[Web page code records]
%%
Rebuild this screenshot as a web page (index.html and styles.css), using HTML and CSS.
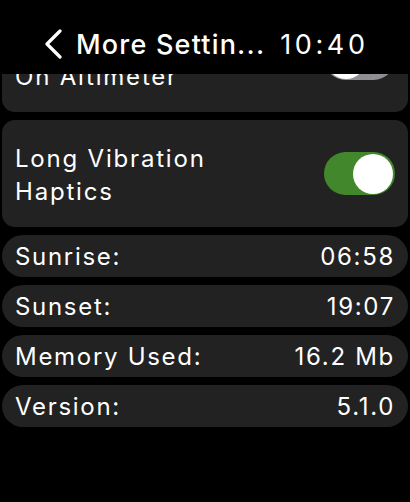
FILE: index.html
```html
<!DOCTYPE html>
<html lang="en">
<head>
    <meta charset="UTF-8">
    <meta name="viewport" content="width=device-width, initial-scale=1.0">
    <title>More Settings</title>
    <link rel="stylesheet" href="styles.css">
</head>
<body>
    <div class="watch">
        <header class="nav-bar">
            <svg class="back-icon" width="20" height="30" viewBox="0 0 20 30">
                <path d="M17 2 L4 15 L17 28" fill="none" stroke="#fff" stroke-width="3.2" stroke-linecap="round" stroke-linejoin="round"/>
            </svg>
            <span class="nav-title">More Settin...</span>
            <span class="nav-time">10:40</span>
        </header>

        <div class="scroll-view">
            <div class="settings-list">
                <div class="toggle-card">
                    <div class="toggle-label">Show Elevation<br>On Altimeter</div>
                    <div class="switch"><span class="knob"></span></div>
                </div>
                <div class="toggle-card">
                    <div class="toggle-label">Long Vibration<br>Haptics</div>
                    <div class="switch on"><span class="knob"></span></div>
                </div>
                <div class="info-row"><span>Sunrise:</span><span>06:58</span></div>
                <div class="info-row"><span>Sunset:</span><span>19:07</span></div>
                <div class="info-row"><span>Memory Used:</span><span>16.2 Mb</span></div>
                <div class="info-row"><span>Version:</span><span>5.1.0</span></div>
            </div>
        </div>
    </div>
</body>
</html>
```

FILE: styles.css
```css
body {
    margin: 0;
    background-color: #000;
    color: #fff;
    font-family: 'Inter', 'Open Sans', sans-serif;
}
.watch {
    width: 410px;
    height: 502px;
    overflow: hidden;
}
.nav-bar {
    height: 74px;
    display: flex;
    align-items: center;
    padding: 14px 0 0 43px;
    box-sizing: border-box;
    background: #000;
}
.back-icon {
    margin-right: 13px;
}
.nav-title {
    font-size: 27px;
    font-weight: 500;
    letter-spacing: 1.2px;
}
.nav-time {
    margin-left: 15px;
    font-size: 27px;
    font-weight: 400;
    letter-spacing: 3.6px;
}
.scroll-view {
    height: 428px;
    overflow: hidden;
}
.settings-list {
    margin-top: -69px;
    padding: 0 2px;
    display: flex;
    flex-direction: column;
}
.toggle-card {
    height: 107px;
    margin-bottom: 8px;
    padding: 0 13px;
    box-sizing: border-box;
    background: #222;
    border-radius: 13px;
    display: flex;
    align-items: center;
    justify-content: space-between;
}
.toggle-label {
    font-size: 24px;
    line-height: 33px;
    letter-spacing: 1.8px;
    padding-top: 2px;
}
.switch {
    width: 71px;
    height: 43px;
    border-radius: 22px;
    background: #8e8e93;
    display: flex;
    align-items: center;
    padding: 0 2px;
    box-sizing: border-box;
}
.switch.on {
    background: #43872c;
    justify-content: flex-end;
}
.knob {
    width: 40px;
    height: 40px;
    border-radius: 50%;
    background: #fff;
}
.info-row {
    height: 42px;
    margin-bottom: 8px;
    padding: 0 13px 0 13px;
    background: #222;
    border-radius: 21px;
    display: flex;
    align-items: center;
    justify-content: space-between;
    font-size: 24px;
    letter-spacing: 1.7px;
}
```
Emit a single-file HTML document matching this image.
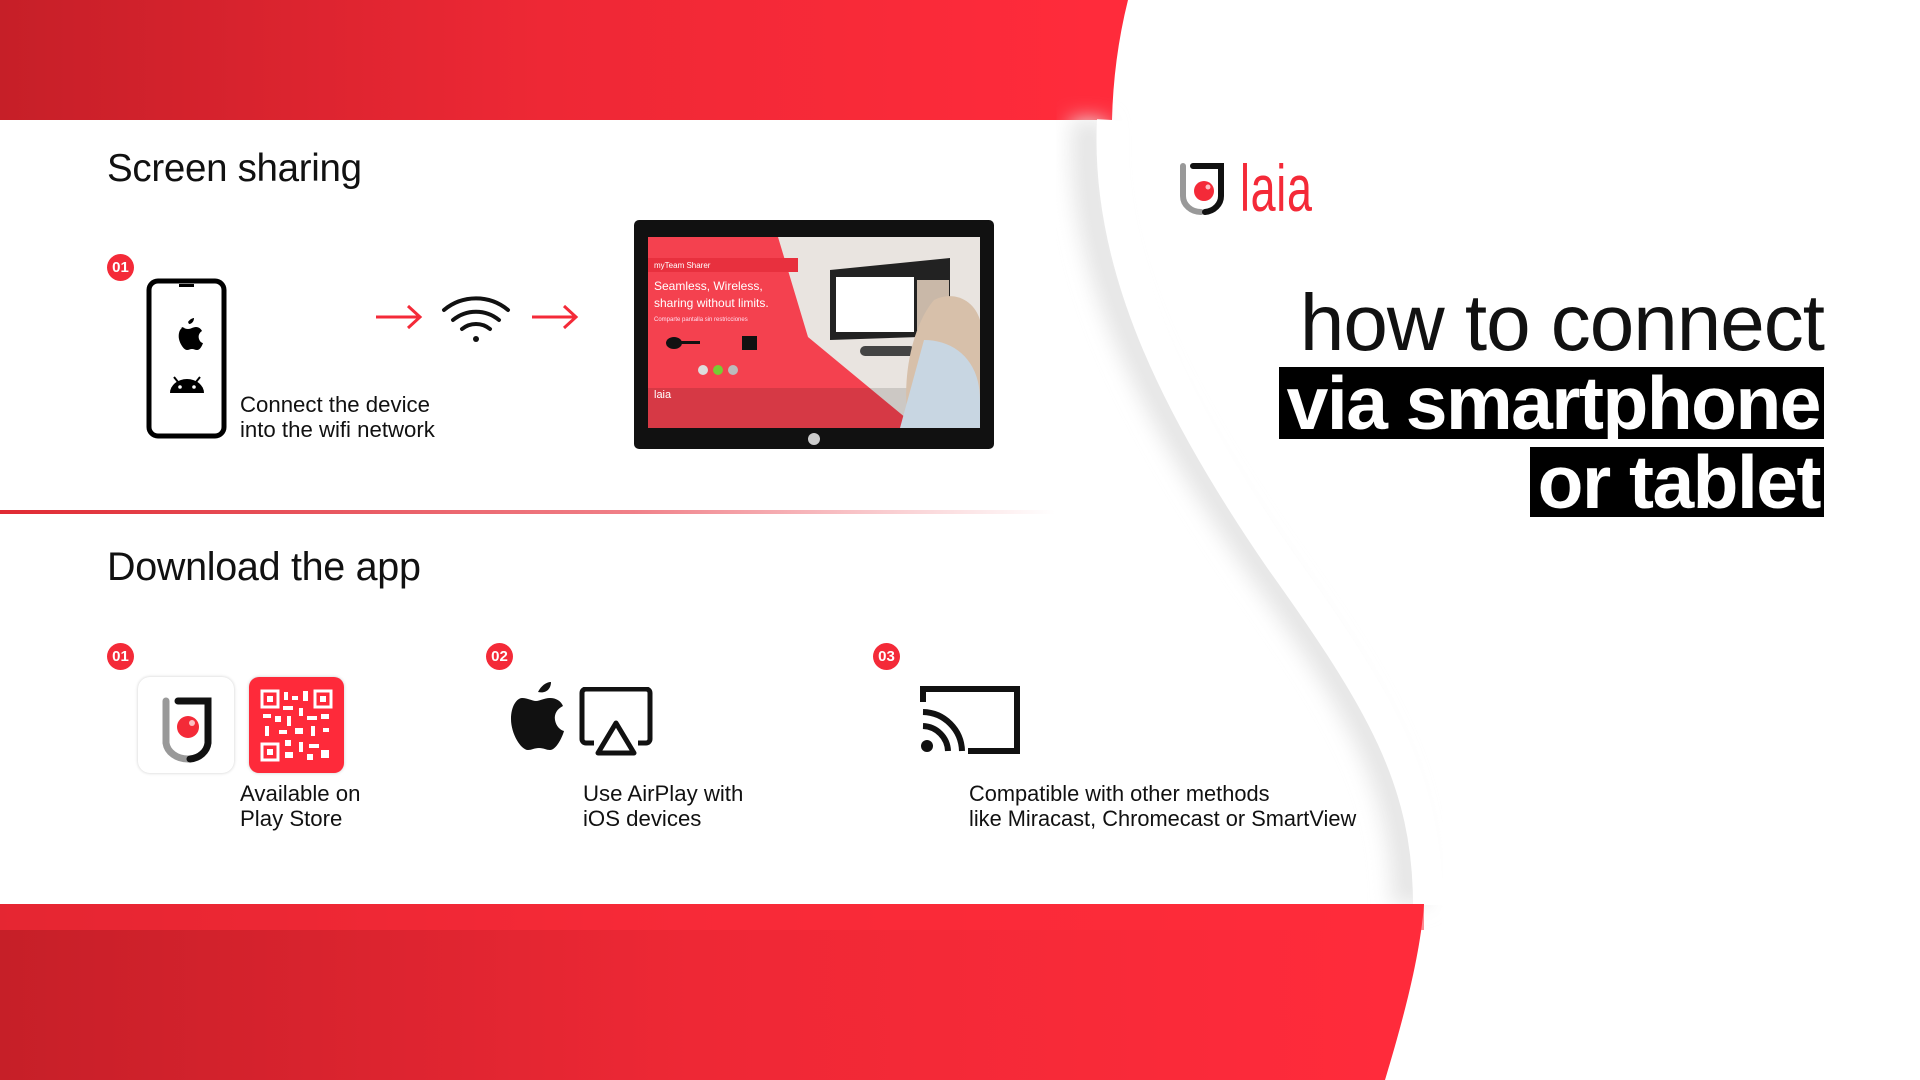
%%
### [Do this]
Print the complete listing exactly as it stands, without its pictures.

### [Finished answer]
Rebuild this screenshot as a web page (index.html and styles.css), using HTML and CSS.
FILE: index.html
```html
<!DOCTYPE html>
<html lang="en">
<head>
    <meta charset="UTF-8">
    <meta name="viewport" content="width=device-width, initial-scale=1.0">
    <title>More Settings</title>
    <link rel="stylesheet" href="styles.css">
</head>
<body>
    <div class="watch">
        <header class="nav-bar">
            <svg class="back-icon" width="20" height="30" viewBox="0 0 20 30">
                <path d="M17 2 L4 15 L17 28" fill="none" stroke="#fff" stroke-width="3.2" stroke-linecap="round" stroke-linejoin="round"/>
            </svg>
            <span class="nav-title">More Settin...</span>
            <span class="nav-time">10:40</span>
        </header>

        <div class="scroll-view">
            <div class="settings-list">
                <div class="toggle-card">
                    <div class="toggle-label">Show Elevation<br>On Altimeter</div>
                    <div class="switch"><span class="knob"></span></div>
                </div>
                <div class="toggle-card">
                    <div class="toggle-label">Long Vibration<br>Haptics</div>
                    <div class="switch on"><span class="knob"></span></div>
                </div>
                <div class="info-row"><span>Sunrise:</span><span>06:58</span></div>
                <div class="info-row"><span>Sunset:</span><span>19:07</span></div>
                <div class="info-row"><span>Memory Used:</span><span>16.2 Mb</span></div>
                <div class="info-row"><span>Version:</span><span>5.1.0</span></div>
            </div>
        </div>
    </div>
</body>
</html>
```

FILE: styles.css
```css
body {
    margin: 0;
    background-color: #000;
    color: #fff;
    font-family: 'Inter', 'Open Sans', sans-serif;
}
.watch {
    width: 410px;
    height: 502px;
    overflow: hidden;
}
.nav-bar {
    height: 74px;
    display: flex;
    align-items: center;
    padding: 14px 0 0 43px;
    box-sizing: border-box;
    background: #000;
}
.back-icon {
    margin-right: 13px;
}
.nav-title {
    font-size: 27px;
    font-weight: 500;
    letter-spacing: 1.2px;
}
.nav-time {
    margin-left: 15px;
    font-size: 27px;
    font-weight: 400;
    letter-spacing: 3.6px;
}
.scroll-view {
    height: 428px;
    overflow: hidden;
}
.settings-list {
    margin-top: -69px;
    padding: 0 2px;
    display: flex;
    flex-direction: column;
}
.toggle-card {
    height: 107px;
    margin-bottom: 8px;
    padding: 0 13px;
    box-sizing: border-box;
    background: #222;
    border-radius: 13px;
    display: flex;
    align-items: center;
    justify-content: space-between;
}
.toggle-label {
    font-size: 24px;
    line-height: 33px;
    letter-spacing: 1.8px;
    padding-top: 2px;
}
.switch {
    width: 71px;
    height: 43px;
    border-radius: 22px;
    background: #8e8e93;
    display: flex;
    align-items: center;
    padding: 0 2px;
    box-sizing: border-box;
}
.switch.on {
    background: #43872c;
    justify-content: flex-end;
}
.knob {
    width: 40px;
    height: 40px;
    border-radius: 50%;
    background: #fff;
}
.info-row {
    height: 42px;
    margin-bottom: 8px;
    padding: 0 13px 0 13px;
    background: #222;
    border-radius: 21px;
    display: flex;
    align-items: center;
    justify-content: space-between;
    font-size: 24px;
    letter-spacing: 1.7px;
}
```
Emit a single-file HTML document matching this image.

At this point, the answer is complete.